WHAT THIS TASK INVOLVES
Starting at the top of the listing, extract every line up to and including the one with "import React from 'react';". Pictures stay out of the copy.

++++++++++

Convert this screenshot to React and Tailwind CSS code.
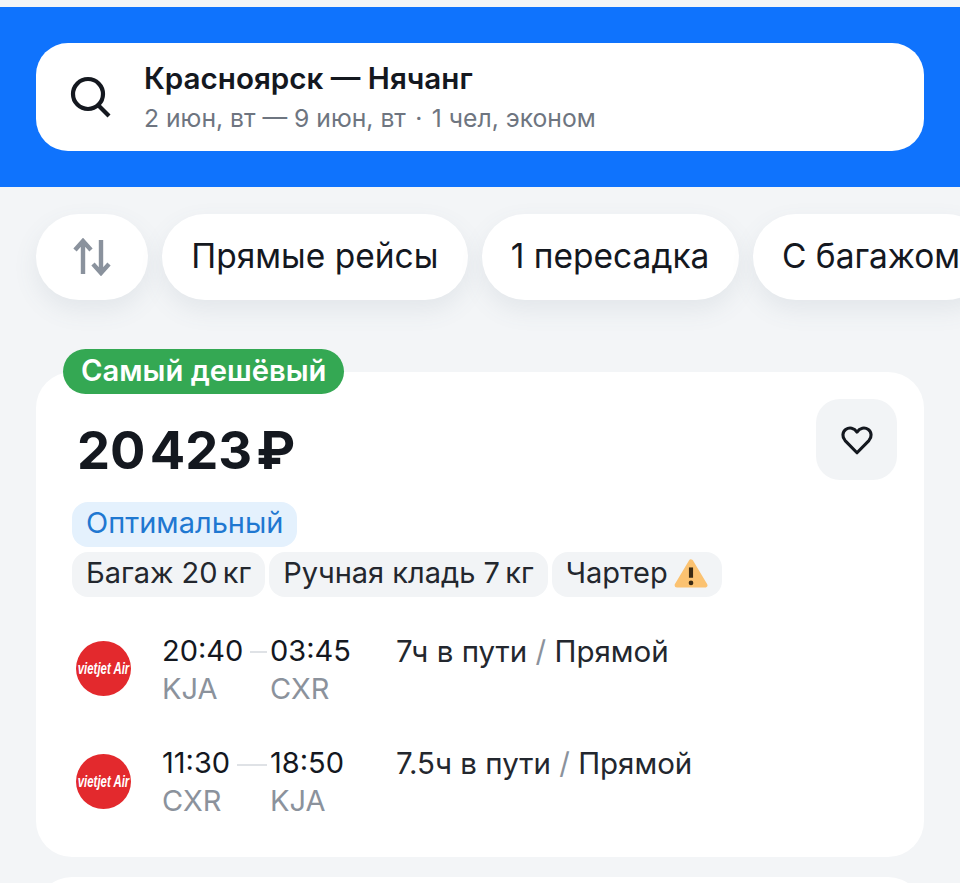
import React from 'react';

const VietjetLogo = () => (
    <svg viewBox="0 0 55 55" className="w-[55px] h-[55px] shrink-0">
        <circle cx="27.5" cy="27.5" r="27.5" fill="#e3292d" />
        <text transform="translate(27.5 32.5) scale(1 1.4)" textAnchor="middle" fill="#fff" fontSize="11.4" fontWeight="700" fontStyle="italic" fontFamily="'Liberation Sans', sans-serif">vietjet Air</text>
    </svg>
);

const Tag = ({ children, className = 'bg-[#f2f4f6] text-[#23272e]' }) => (
    <div className={`h-[45px] px-[14px] pb-[3px] rounded-[16px] flex items-center text-[29px] whitespace-nowrap ${className}`}>
        {children}
    </div>
);

const Chip = ({ children }) => (
    <div className="h-[86px] px-[29.25px] pb-[2px] shrink-0 rounded-full bg-white flex items-center text-[33.5px] text-[#14181f] whitespace-nowrap shadow-[0_10px_24px_rgba(90,105,125,0.1)]">
        {children}
    </div>
);

const FlightRow = ({ from, to, fromCode, toCode, lineWidth, info, stops, textTop }) => (
    <div className="flex items-start h-[113px]">
        <div className="pt-[13px] pl-[4px] w-[90px] shrink-0">
            <VietjetLogo />
        </div>
        <div className={`w-[108px] shrink-0 text-[29px] leading-[38px] ${textTop}`}>
            <div className="text-[#14181f]">{from}</div>
            <div className="text-[#8b929c]">{fromCode}</div>
        </div>
        <div className={`w-[126px] shrink-0 text-[29px] leading-[38px] relative ${textTop}`}>
            <div className={`absolute top-[23px] right-[calc(100%+3px)] h-[2px] bg-[#dfe2e6] ${lineWidth}`}></div>
            <div className="text-[#14181f]">{to}</div>
            <div className="text-[#8b929c]">{toCode}</div>
        </div>
        <div className={`text-[29.5px] leading-[38px] text-[#23272e] whitespace-nowrap ${textTop}`}>
            {info} <span className="text-[#8b929c]">/</span> {stops}
        </div>
    </div>
);

export default function App() {
    return (
        <div className="w-[960px] h-[883px] overflow-hidden bg-[#f3f5f7] pt-[7px] font-['Inter',sans-serif]">
            {/* Шапка с поиском */}
            <div className="h-[180px] bg-[#0f73fd] px-[36px] pt-[36px]">
                <div className="h-[108px] bg-white rounded-[32px] flex items-center">
                    <svg viewBox="0 0 44 44" className="w-[44px] h-[44px] ml-[32px] mr-[32px]" fill="none" stroke="#14181f" strokeWidth="4.2">
                        <circle cx="20" cy="19" r="15" />
                        <path d="M30 30 L41 41" />
                    </svg>
                    <div>
                        <div className="text-[29.6px] leading-[36px] font-semibold text-[#14181f]">Красноярск — Нячанг</div>
                        <div className="text-[24.7px] leading-[34px] mt-[5px] text-[#6e7580]">2 июн, вт — 9 июн, вт<span className="mx-[2.5px]"> · </span>1 чел, эконом</div>
                    </div>
                </div>
            </div>

            {/* Фильтры */}
            <div className="flex gap-[14px] pl-[36px] pt-[27px]">
                <div className="w-[112px] h-[86px] shrink-0 rounded-full bg-white flex items-center justify-center shadow-[0_10px_24px_rgba(90,105,125,0.1)]">
                    <svg viewBox="0 0 38 38" className="w-[38px] h-[38px]" fill="none" stroke="#8a929d" strokeWidth="4.4">
                        <path d="M10 36 V4 M2 12 L10 3 L18 12" />
                        <path d="M28 2 V34 M20 26 L28 35 L36 26" />
                    </svg>
                </div>
                <Chip>Прямые рейсы</Chip>
                <Chip>1 пересадка</Chip>
                <Chip>С багажом</Chip>
            </div>

            {/* Карточка билета */}
            <div className="relative mt-[72px] mx-[36px] h-[485px] bg-white rounded-[36px] pt-[46px] pl-[36px]">
                <div className="absolute -top-[23px] left-[27px] h-[45px] px-[18px] pb-[1px] rounded-full bg-[#34a853] text-white text-[29.2px] font-semibold flex items-center whitespace-nowrap">
                    Самый дешёвый
                </div>
                <div className="absolute top-[27px] right-[27px] w-[81px] h-[81px] rounded-[24px] bg-[#f2f4f6] flex items-center justify-center">
                    <svg viewBox="0 0 24 24" className="w-[34px] h-[34px]" fill="none" stroke="#14181f" strokeWidth="2.2" strokeLinejoin="round">
                        <path d="M12 21 L3.6 12.4 C1.4 10 1.6 6.4 4 4.6 C6.6 2.7 10 3.4 12 6.4 C14 3.4 17.4 2.7 20 4.6 C22.4 6.4 22.6 10 20.4 12.4 Z" />
                    </svg>
                </div>

                <div className="pl-[5px] text-[52.5px] leading-[64px] font-bold text-[#14181f]">20{'\u200a'}423{'\u200a'}₽</div>

                <div className="mt-[20px] flex flex-col gap-[5px] items-start">
                    <Tag className="bg-[#e4f1fd] text-[#1f78d1]">Оптимальный</Tag>
                    <div className="flex gap-[4px]">
                        <Tag>Багаж 20{'\u2009'}кг</Tag>
                        <Tag>Ручная кладь 7{'\u2009'}кг</Tag>
                        <Tag>
                            Чартер
                            <svg viewBox="0 0 36 32" className="w-[34px] h-[30px] ml-[6px] mt-[1px]">
                                <path d="M18 3 L33 28 H3 Z" fill="#fbc271" stroke="#fbc271" strokeWidth="5" strokeLinejoin="round" />
                                <path d="M18 9 V20" stroke="#3a2a14" strokeWidth="4.4" />
                                <circle cx="18" cy="25.5" r="2.5" fill="#3a2a14" />
                            </svg>
                        </Tag>
                    </div>
                </div>

                <div className="mt-[31px]">
                    <FlightRow from="20:40" to="03:45" fromCode="KJA" toCode="CXR" lineWidth="w-[17px]" info="7ч в пути" stops="Прямой" textTop="pt-[4px]" />
                    <FlightRow from="11:30" to="18:50" fromCode="CXR" toCode="KJA" lineWidth="w-[30px]" info="7.5ч в пути" stops="Прямой" textTop="pt-[3px]" />
                </div>
            </div>

            {/* Следующая карточка */}
            <div className="mt-[20px] mx-[36px] h-[100px] bg-white rounded-[36px]"></div>
        </div>
    );
}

++++++++++

REPLY
Convert this screenshot to React and Tailwind CSS code.
import React from 'react';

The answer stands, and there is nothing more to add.